ECLI:NL:GHARL:2019:6478
Gerechtshof Arnhem-Leeuwarden
- Beschikking
- Rechtspraak.nl
Beklag tegen beslag ex artikel 94a Sv op een personenauto met betrekking tot disproportionaliteit en procesorde
In deze zaak heeft het Gerechtshof Arnhem-Leeuwarden op 14 augustus 2019 uitspraak gedaan in een beklagprocedure tegen het conservatoir beslag op een personenauto, gelegd op basis van artikel 94a van het Wetboek van Strafvordering. Klager, geboren in 1964 en wonende te [adres], verzocht om teruggave van zijn in beslag genomen auto, een zwarte BMW 535D uit 2005, met het kenteken [kenteken]. Het beslag was gelegd in het kader van een ontnemingszaak met parketnummer 21-002737-15, waarbij reeds sinds 2008 beslag op andere vermogensbestanddelen van klager rustte.
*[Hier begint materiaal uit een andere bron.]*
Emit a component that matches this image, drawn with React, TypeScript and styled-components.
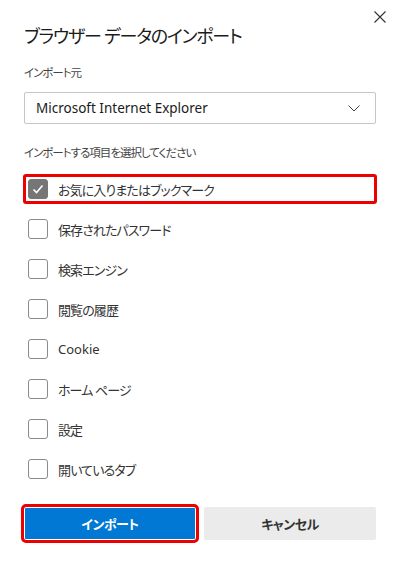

Tijdens de behandeling van het klaagschrift op 31 juli 2019, waarbij de advocaat-generaal en klager, bijgestaan door zijn advocaat mr. A.C. Vingerling, aanwezig waren, werd betoogd dat het leggen van aanvullend beslag na een tijdsverloop van 10 jaar niet proportioneel was. Klager stelde dat hij afhankelijk was van de auto voor vervoer, gezien zijn ernstige rugklachten, en dat de auto economisch gezien weinig waarde had. De advocaat-generaal stelde daarentegen dat het beslag niet in strijd was met de beginselen van een behoorlijke procesorde.
Het hof oordeelde dat, hoewel er een bevoegdheid tot het leggen van beslag bestond, het in dit geval niet proportioneel was. Het hof nam in overweging dat klager aannemelijk had gemaakt dat het beschikken over de auto van groot belang voor hem was, terwijl de economische waarde van de auto gering was. Het hof verklaarde het beklag gegrond en gelastte de teruggave van de auto aan klager.